The Bank of Uganda (BoU) Governor, Prof. Emmanuel Tumusiime-Mutebile has revealed that the Central Bank has stepped up efforts to address weaknesses that led to the most recent commercial bank failures.
“Although bank supervision and regulatory structures broadly follow international best practices, BoU has stepped up the strengthening of commercial banks’ financial reporting, internal controls, and governance. Weaknesses in these areas were at the core of the most recent commercial bank failures,” Mutebile said.
He added: “I am very pleased to report that the International Monetary Fund has recently sent to us a resident bank supervision advisor.”
He made the remarks during the High-Level Stakeholders’ Engagement on Building a 21st Century Ugandan Economy held today at Kampala Serena Hotel.
Mutebile revealed that the BoU has successfully ensured financial sector stability, including through resolving commercial banks that posed systemic risks by being very highly interconnected, both by the number and size of transactions with the other commercial banks.
“Currently, commercial banks are well-capitalized, liquid, and profitable. Improvements in asset quality have contributed to an easing of lending and credit recovery. The latest stress tests indicate that the banking system can withstand shocks,” he said.
As the current credit expansion cycle gains momentum, Mutebile said, BoU remains focused on maintaining strong supervision to ensure that banking sector loans and advances do not drastically worsen if the economic growth momentum unexpectedly slows down.
He noted that despite strong economic performance since the early 1990s, Uganda’s financial sector remains shallow.
“Private sector credit could play a bigger role in supporting economic growth than is the case at this moment. At 12 per cent of GDP, private sector credit remains low. Although large corporates have access to credit on more favourable terms, smaller firms in need of financing have limited options,” he said.
He added: “They often do not meet financial accounting standards that would facilitate access to long-term capital. A law to allow movable assets as collateral has been passed.”
However, legal uncertainty over property rights and lengthy proceedings to recover collateral continue to weigh down on banks’ credit risks, Mutebile said.
“The stock market remains largely untapped with only 9 listings of domestic companies and rather limited trading in the shares of those that are listed,” he added.
On a more positive note, Mutebile said around 85 per cent of Ugandans have access to financial services, including through mobile money.
He further noted that the BoU has not only successfully achieved its inflation objective of low and stable inflation, but has done so while supporting economic activity.
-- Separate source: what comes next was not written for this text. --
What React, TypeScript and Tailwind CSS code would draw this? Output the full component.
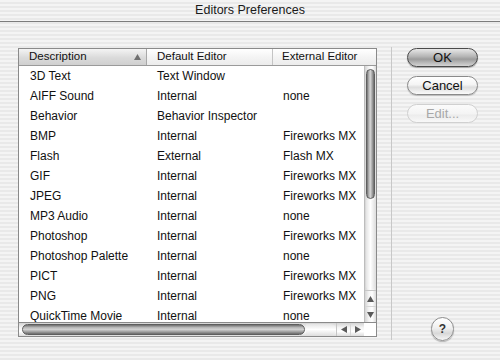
const rows: [string, string, string][] = [
  ["3D Text", "Text Window", ""],
  ["AIFF Sound", "Internal", "none"],
  ["Behavior", "Behavior Inspector", ""],
  ["BMP", "Internal", "Fireworks MX"],
  ["Flash", "External", "Flash MX"],
  ["GIF", "Internal", "Fireworks MX"],
  ["JPEG", "Internal", "Fireworks MX"],
  ["MP3 Audio", "Internal", "none"],
  ["Photoshop", "Internal", "Fireworks MX"],
  ["Photoshop Palette", "Internal", "none"],
  ["PICT", "Internal", "Fireworks MX"],
  ["PNG", "Internal", "Fireworks MX"],
  ["QuickTime Movie", "Internal", "none"],
];

const pinstripe =
  "bg-[image:repeating-linear-gradient(to_bottom,#f4f4f4_0px,#f4f4f4_2px,#e9e9e9_2px,#e9e9e9_4px)]";

export default function App() {
  return (
    <div
      className={`flex h-[360px] w-[500px] flex-col overflow-hidden text-[#111] ${pinstripe}`}
      style={{ fontFamily: '"Liberation Sans", Arial, sans-serif' }}
    >
      <div className="flex h-[22px] items-center justify-center border-b border-[#7d7d7d] text-[12.5px] text-[#1a1a1a]">
        Editors Preferences
      </div>

      <div className="flex pl-[18px] pt-[26px]">
        <PrefsTable />
        <div className="ml-[14px] mt-[-1px] h-[293px] w-px bg-[#c8c8c8]" />
        <div className="ml-[15px] flex h-[294px] w-[71px] flex-col gap-[9px]">
          <AquaButton label="OK" variant="default" />
          <AquaButton label="Cancel" />
          <AquaButton label="Edit..." variant="disabled" />
          <div className="mt-auto flex justify-center pb-[1px]">
            <HelpButton />
          </div>
        </div>
      </div>
    </div>
  );
}

function PrefsTable() {
  return (
    <div className="flex h-[289px] w-[359px] flex-col border border-[#8a8a8a] bg-white">
      <div className="flex h-[17px] shrink-0 border-b border-[#9a9a9a] text-[11.5px]">
        <div className="flex w-[128px] items-center justify-between border-r border-[#a8a8a8] bg-[linear-gradient(to_bottom,#f4f4f4,#dadada_55%,#d0d0d0)] pl-[10px] pr-[5px]">
          <span>Description</span>
          <svg width="7" height="6" viewBox="0 0 7 6" aria-hidden="true">
            <path d="M3.5 0 L7 6 L0 6 Z" fill="#707070" />
          </svg>
        </div>
        <div className="flex w-[126px] items-center border-r border-[#c4c4c4] bg-[linear-gradient(to_bottom,#ffffff,#f3f3f3_55%,#ececec)] pl-[10px]">
          Default Editor
        </div>
        <div className="flex flex-1 items-center bg-[linear-gradient(to_bottom,#ffffff,#f3f3f3_55%,#ececec)] pl-[9px]">
          External Editor
        </div>
      </div>
      <div className="flex min-h-0 flex-1">
        <div className="flex min-w-0 flex-1 flex-col overflow-hidden text-[12px]">
          {rows.map(([desc, def, ext]) => (
            <div key={desc} className="flex h-[20px] shrink-0 items-center">
              <span className="w-[128px] pl-[11px]">{desc}</span>
              <span className="w-[126px] pl-[10px]">{def}</span>
              <span className="pl-[10px]">{ext}</span>
            </div>
          ))}
        </div>
        <VerticalScrollbar />
      </div>
      <div className="flex h-[14px] shrink-0 border-t border-[#8a8a8a]">
        <HorizontalScrollbar />
        <div className="w-[12px] bg-white" />
      </div>
    </div>
  );
}

function VerticalScrollbar() {
  return (
    <div className="flex w-[12px] shrink-0 flex-col border-l border-[#bdbdbd] bg-[linear-gradient(to_right,#d4d4d4,#f4f4f4_35%,#ffffff_65%,#dcdcdc)]">
      <div className="flex flex-1 flex-col px-[1px] pt-[3px]">
        <div className="h-[130px] rounded-full border border-[#5e5e5e] bg-[linear-gradient(to_right,#6f6f6f,#bdbdbd_30%,#d0d0d0_50%,#a0a0a0_75%,#6a6a6a)]" />
        <div className="mt-[1px] flex-1 rounded-b-full bg-[linear-gradient(to_right,#e4e4e4,#ffffff_50%,#e2e2e2)]" />
      </div>
      <div className="flex h-[16px] items-center justify-center border-t border-[#c6c6c6]">
        <svg width="7" height="6" viewBox="0 0 7 6" aria-hidden="true">
          <path d="M3.5 0 L7 6 L0 6 Z" fill="#5a5a5a" />
        </svg>
      </div>
      <div className="flex h-[16px] items-center justify-center border-t border-[#d6d6d6]">
        <svg width="7" height="6" viewBox="0 0 7 6" aria-hidden="true">
          <path d="M0 0 L7 0 L3.5 6 Z" fill="#5a5a5a" />
        </svg>
      </div>
    </div>
  );
}

function HorizontalScrollbar() {
  return (
    <div className="flex flex-1 bg-[linear-gradient(to_bottom,#d4d4d4,#f4f4f4_35%,#ffffff_65%,#dcdcdc)]">
      <div className="flex flex-1 py-[1px] pl-[3px]">
        <div className="w-[283px] rounded-full border border-[#5e5e5e] bg-[linear-gradient(to_bottom,#6f6f6f,#bdbdbd_30%,#d0d0d0_50%,#a0a0a0_75%,#6a6a6a)]" />
        <div className="ml-[1px] flex-1 rounded-r-full bg-[linear-gradient(to_bottom,#e4e4e4,#ffffff_50%,#e2e2e2)]" />
      </div>
      <div className="flex w-[14px] items-center justify-center border-l border-[#c6c6c6]">
        <svg width="6" height="7" viewBox="0 0 6 7" aria-hidden="true">
          <path d="M0 3.5 L6 0 L6 7 Z" fill="#5a5a5a" />
        </svg>
      </div>
      <div className="flex w-[14px] items-center justify-center border-l border-[#d6d6d6]">
        <svg width="6" height="7" viewBox="0 0 6 7" aria-hidden="true">
          <path d="M6 3.5 L0 0 L0 7 Z" fill="#5a5a5a" />
        </svg>
      </div>
    </div>
  );
}

function AquaButton({
  label,
  variant = "normal",
}: {
  label: string;
  variant?: "normal" | "default" | "disabled";
}) {
  return (
    <div
      className={`flex h-[19px] items-center justify-center rounded-full border text-[13px] ${variantClasses[variant]}`}
    >
      {label}
    </div>
  );
}

function HelpButton() {
  return (
    <div className="flex h-[24px] w-[23px] items-center justify-center rounded-full border border-[#8c8c8c] bg-[linear-gradient(to_bottom,#ffffff,#f0f0f0_45%,#d8d8d8_70%,#f6f6f6)] text-[12px] font-bold text-[#333] shadow-[0_1px_1px_rgba(0,0,0,0.25)]">
      ?
    </div>
  );
}

const variantClasses: Record<"normal" | "default" | "disabled", string> = {
  default:
    "border-[#4a4a4a] bg-[linear-gradient(to_bottom,#e8e8e8,#b4b4b4_45%,#9c9c9c_60%,#d4d4d4)] text-[#111] shadow-[0_1px_1px_rgba(0,0,0,0.3)]",
  normal:
    "border-[#8a8a8a] bg-[linear-gradient(to_bottom,#ffffff,#f4f4f4_45%,#dedede_60%,#fafafa)] text-[#111] shadow-[0_1px_1px_rgba(0,0,0,0.2)]",
  disabled:
    "border-[#d0d0d0] bg-[linear-gradient(to_bottom,#fbfbfb,#f4f4f4_50%,#ececec_60%,#f8f8f8)] text-[#a8a8a8]",
};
“In the last two financial years (FY), Uganda’s economy has grown on average by 6.1 per cent from a growth of 3.9 per cent in FY2016/17. Investor surveys suggest that business conditions and sentiments are strong. Credit to the private sector has improved; helped by accommodative monetary policy stance,” he said.
The economy is expected to maintain this growth momentum and is projected to grow by between 6.0 and 6.3 per cent in FY 2019/20, and between 6.5 and 7.0 per cent in the medium term.